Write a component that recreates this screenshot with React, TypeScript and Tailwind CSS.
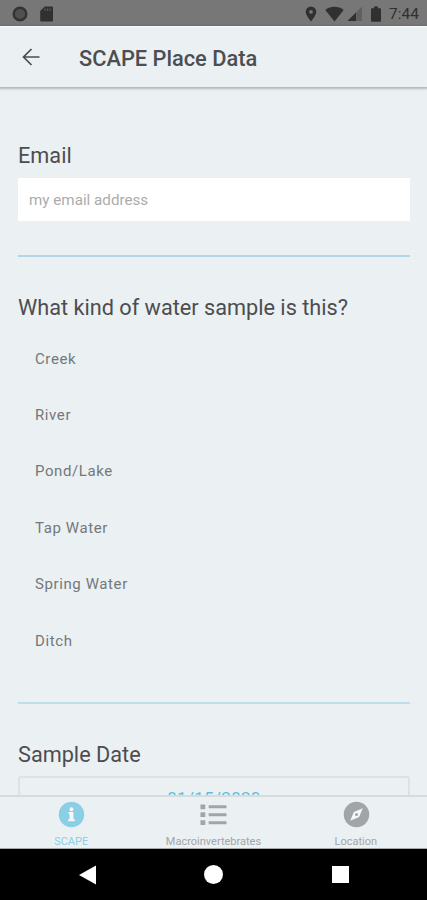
import type { ReactNode } from "react";

const sampleTypes = ["Creek", "River", "Pond/Lake", "Tap Water", "Spring Water", "Ditch"];

function StatusBar() {
  return (
    <div className="flex h-[26px] shrink-0 items-center bg-[#777777] pt-px text-[#303030]">
      <svg className="ml-3 h-4 w-4" viewBox="0 0 16 16">
        <circle cx="8" cy="8" r="6.3" fill="#505050" stroke="#333" strokeWidth="2.4" />
      </svg>
      <svg className="ml-3 h-4 w-[13px]" viewBox="0 0 13 16">
        <path d="M4.8 0.5H12a1 1 0 0 1 1 1V14.5a1 1 0 0 1-1 1H1.2a1 1 0 0 1-1-1V5z" fill="currentColor" />
        <path d="M5 2.5v2.2M7.5 2.5v2.2M10 2.5v2.2" stroke="#5c5c5c" strokeWidth="1.2" />
      </svg>
      <svg className="ml-[252px] h-4 w-3" viewBox="0 0 12 16">
        <path
          d="M6 0.5A5.3 5.3 0 0 0 0.7 5.8C0.7 9.5 6 15.5 6 15.5s5.3-6 5.3-9.7A5.3 5.3 0 0 0 6 0.5zm0 7.2a1.9 1.9 0 1 1 0-3.8 1.9 1.9 0 0 1 0 3.8z"
          fill="currentColor"
        />
      </svg>
      <svg className="ml-[8px] h-4 w-[19px]" viewBox="0 0 19 16">
        <path d="M0.3 4C5.5 -0.3 13.5 -0.3 18.7 4L9.5 15.5z" fill="currentColor" />
      </svg>
      <svg className="ml-[3px] h-4 w-[15px]" viewBox="0 0 15 16">
        <path d="M15 0.5V15H0.5z" fill="#606060" />
        <path d="M9 6.5V15H0.5z" fill="currentColor" />
      </svg>
      <svg className="ml-[9px] h-4 w-[10px]" viewBox="0 0 10 16">
        <path d="M3 0.5h4v1.7h2.2a.8.8 0 0 1 .8.8v12a.8.8 0 0 1-.8.8H.8A.8.8 0 0 1 0 15V3a.8.8 0 0 1 .8-.8H3z" fill="currentColor" />
      </svg>
      <span className="ml-[8px] text-[15.5px] leading-4">7:44</span>
    </div>
  );
}

function Header() {
  return (
    <header className="flex h-[61px] shrink-0 items-center border-t border-[#f8fafb] shadow-[0_1px_2px_1px_rgba(0,0,0,0.24)]">
      <svg className="ml-[22px] h-[18px] w-[18px]" viewBox="0 0 18 18" fill="none" stroke="#4b4d4f" strokeWidth="1.7">
        <path d="M17.5 9H2M9.5 1L1.5 9l8 8" />
      </svg>
      <h1 className="ml-[39px] pt-[3px] text-[21.8px] font-medium leading-7 text-[#4b4f52]">SCAPE Place Data</h1>
    </header>
  );
}

function Tab({ label, className, children }: { label: string; className: string; children: ReactNode }) {
  return (
    <div className={`flex flex-1 flex-col items-center ${className}`}>
      <svg className="mt-[4px] h-7 w-7" viewBox="0 0 28 28" fill="currentColor">
        {children}
      </svg>
      <span className="mt-[7px] text-[11px] leading-[13px]">{label}</span>
    </div>
  );
}

export default function App() {
  return (
    <div className="flex h-[900px] w-[427px] flex-col overflow-hidden bg-[#ebf0f3] font-['Roboto',sans-serif]">
      <StatusBar />
      <Header />

      <main className="h-[708px] shrink-0 overflow-hidden pl-[18px] pr-[17px] pt-[55px]">
        <h2 className="text-[21.7px] leading-7 text-[#4b4d4f]">Email</h2>
        <input
          type="email"
          placeholder="my email address"
          className="mt-[8px] block h-[43px] w-full bg-white px-[11px] text-[15.2px] outline-none placeholder:text-[#acacac]"
        />
        <div className="mt-[34px] h-[2px] bg-[#b3d7e7]" />

        <h2 className="mt-[37px] text-[21.7px] leading-7 text-[#4b4d4f]">What kind of water sample is this?</h2>
        <ul className="mt-[9px] pl-[17px] text-[15px] tracking-[0.6px] text-[#74787a]">
          {sampleTypes.map((type) => (
            <li key={type} className="flex h-[56.4px] items-start pt-[17.6px] leading-5">
              {type}
            </li>
          ))}
        </ul>
        <div className="mt-[33px] h-[2px] bg-[#bddfe9]" />

        <h2 className="mt-[37px] text-[21.7px] leading-7 text-[#4b4d4f]">Sample Date</h2>
        <div className="mt-[7px] flex h-12 justify-center rounded-[3px] border-2 border-[#dde2e4] pt-[8px] text-[17px] leading-6 tracking-[0.3px] text-[#65bdd6]">
          01/15/2020
        </div>
      </main>

      <nav className="flex h-[54px] shrink-0 border-t-2 border-b border-t-[#d6dbdd] border-b-[#a5a9ab]">
        <Tab label="SCAPE" className="text-[#8bcfe7]">
          <circle cx="14.5" cy="14" r="13.2" />
          <path d="M11.5 11.5h5v7.5h1.5v2h-7v-2h1.5v-5.5h-1z" fill="#f4f8fa" />
          <circle cx="14.5" cy="8.5" r="2" fill="#f4f8fa" />
        </Tab>
        <Tab label="Macroinvertebrates" className="text-[#a2a5a7]">
          <path d="M1 3.5h5v5h-5zM1 11.7h5v5h-5zM1 20h5v5h-5zM9.5 4.5H28v3H9.5zM9.5 12.7H28v3H9.5zM9.5 21H28v3H9.5z" />
        </Tab>
        <Tab label="Location" className="text-[#a2a5a7]">
          <circle cx="14.5" cy="14" r="13.2" />
          <path d="M21 7.5L17.2 16.7 8 20.5l3.8-9.2z" fill="#f4f8fa" />
          <circle cx="14.5" cy="14" r="1.6" />
        </Tab>
      </nav>

      <div className="flex h-[51px] shrink-0 items-center bg-black">
        <svg className="ml-[79px] h-5 w-[17px]" viewBox="0 0 17 20">
          <path d="M17 0.5v19L0 10z" fill="white" />
        </svg>
        <div className="ml-[108px] h-[19px] w-[19px] rounded-full bg-white" />
        <div className="ml-[109px] h-[17px] w-[17px] bg-white" />
      </div>
    </div>
  );
}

■ **Work to be completed**: Go through the listing above and quote it exactly, apart from its images.

■ **Result**:
Write a component that recreates this screenshot with React, TypeScript and Tailwind CSS.
import type { ReactNode } from "react";

const sampleTypes = ["Creek", "River", "Pond/Lake", "Tap Water", "Spring Water", "Ditch"];

function StatusBar() {
  return (
    <div className="flex h-[26px] shrink-0 items-center bg-[#777777] pt-px text-[#303030]">
      <svg className="ml-3 h-4 w-4" viewBox="0 0 16 16">
        <circle cx="8" cy="8" r="6.3" fill="#505050" stroke="#333" strokeWidth="2.4" />
      </svg>
      <svg className="ml-3 h-4 w-[13px]" viewBox="0 0 13 16">
        <path d="M4.8 0.5H12a1 1 0 0 1 1 1V14.5a1 1 0 0 1-1 1H1.2a1 1 0 0 1-1-1V5z" fill="currentColor" />
        <path d="M5 2.5v2.2M7.5 2.5v2.2M10 2.5v2.2" stroke="#5c5c5c" strokeWidth="1.2" />
      </svg>
      <svg className="ml-[252px] h-4 w-3" viewBox="0 0 12 16">
        <path
          d="M6 0.5A5.3 5.3 0 0 0 0.7 5.8C0.7 9.5 6 15.5 6 15.5s5.3-6 5.3-9.7A5.3 5.3 0 0 0 6 0.5zm0 7.2a1.9 1.9 0 1 1 0-3.8 1.9 1.9 0 0 1 0 3.8z"
          fill="currentColor"
        />
      </svg>
      <svg className="ml-[8px] h-4 w-[19px]" viewBox="0 0 19 16">
        <path d="M0.3 4C5.5 -0.3 13.5 -0.3 18.7 4L9.5 15.5z" fill="currentColor" />
      </svg>
      <svg className="ml-[3px] h-4 w-[15px]" viewBox="0 0 15 16">
        <path d="M15 0.5V15H0.5z" fill="#606060" />
        <path d="M9 6.5V15H0.5z" fill="currentColor" />
      </svg>
      <svg className="ml-[9px] h-4 w-[10px]" viewBox="0 0 10 16">
        <path d="M3 0.5h4v1.7h2.2a.8.8 0 0 1 .8.8v12a.8.8 0 0 1-.8.8H.8A.8.8 0 0 1 0 15V3a.8.8 0 0 1 .8-.8H3z" fill="currentColor" />
      </svg>
      <span className="ml-[8px] text-[15.5px] leading-4">7:44</span>
    </div>
  );
}

function Header() {
  return (
    <header className="flex h-[61px] shrink-0 items-center border-t border-[#f8fafb] shadow-[0_1px_2px_1px_rgba(0,0,0,0.24)]">
      <svg className="ml-[22px] h-[18px] w-[18px]" viewBox="0 0 18 18" fill="none" stroke="#4b4d4f" strokeWidth="1.7">
        <path d="M17.5 9H2M9.5 1L1.5 9l8 8" />
      </svg>
      <h1 className="ml-[39px] pt-[3px] text-[21.8px] font-medium leading-7 text-[#4b4f52]">SCAPE Place Data</h1>
    </header>
  );
}

function Tab({ label, className, children }: { label: string; className: string; children: ReactNode }) {
  return (
    <div className={`flex flex-1 flex-col items-center ${className}`}>
      <svg className="mt-[4px] h-7 w-7" viewBox="0 0 28 28" fill="currentColor">
        {children}
      </svg>
      <span className="mt-[7px] text-[11px] leading-[13px]">{label}</span>
    </div>
  );
}

export default function App() {
  return (
    <div className="flex h-[900px] w-[427px] flex-col overflow-hidden bg-[#ebf0f3] font-['Roboto',sans-serif]">
      <StatusBar />
      <Header />

      <main className="h-[708px] shrink-0 overflow-hidden pl-[18px] pr-[17px] pt-[55px]">
        <h2 className="text-[21.7px] leading-7 text-[#4b4d4f]">Email</h2>
        <input
          type="email"
          placeholder="my email address"
          className="mt-[8px] block h-[43px] w-full bg-white px-[11px] text-[15.2px] outline-none placeholder:text-[#acacac]"
        />
        <div className="mt-[34px] h-[2px] bg-[#b3d7e7]" />

        <h2 className="mt-[37px] text-[21.7px] leading-7 text-[#4b4d4f]">What kind of water sample is this?</h2>
        <ul className="mt-[9px] pl-[17px] text-[15px] tracking-[0.6px] text-[#74787a]">
          {sampleTypes.map((type) => (
            <li key={type} className="flex h-[56.4px] items-start pt-[17.6px] leading-5">
              {type}
            </li>
          ))}
        </ul>
        <div className="mt-[33px] h-[2px] bg-[#bddfe9]" />

        <h2 className="mt-[37px] text-[21.7px] leading-7 text-[#4b4d4f]">Sample Date</h2>
        <div className="mt-[7px] flex h-12 justify-center rounded-[3px] border-2 border-[#dde2e4] pt-[8px] text-[17px] leading-6 tracking-[0.3px] text-[#65bdd6]">
          01/15/2020
        </div>
      </main>

      <nav className="flex h-[54px] shrink-0 border-t-2 border-b border-t-[#d6dbdd] border-b-[#a5a9ab]">
        <Tab label="SCAPE" className="text-[#8bcfe7]">
          <circle cx="14.5" cy="14" r="13.2" />
          <path d="M11.5 11.5h5v7.5h1.5v2h-7v-2h1.5v-5.5h-1z" fill="#f4f8fa" />
          <circle cx="14.5" cy="8.5" r="2" fill="#f4f8fa" />
        </Tab>
        <Tab label="Macroinvertebrates" className="text-[#a2a5a7]">
          <path d="M1 3.5h5v5h-5zM1 11.7h5v5h-5zM1 20h5v5h-5zM9.5 4.5H28v3H9.5zM9.5 12.7H28v3H9.5zM9.5 21H28v3H9.5z" />
        </Tab>
        <Tab label="Location" className="text-[#a2a5a7]">
          <circle cx="14.5" cy="14" r="13.2" />
          <path d="M21 7.5L17.2 16.7 8 20.5l3.8-9.2z" fill="#f4f8fa" />
          <circle cx="14.5" cy="14" r="1.6" />
        </Tab>
      </nav>

      <div className="flex h-[51px] shrink-0 items-center bg-black">
        <svg className="ml-[79px] h-5 w-[17px]" viewBox="0 0 17 20">
          <path d="M17 0.5v19L0 10z" fill="white" />
        </svg>
        <div className="ml-[108px] h-[19px] w-[19px] rounded-full bg-white" />
        <div className="ml-[109px] h-[17px] w-[17px] bg-white" />
      </div>
    </div>
  );
}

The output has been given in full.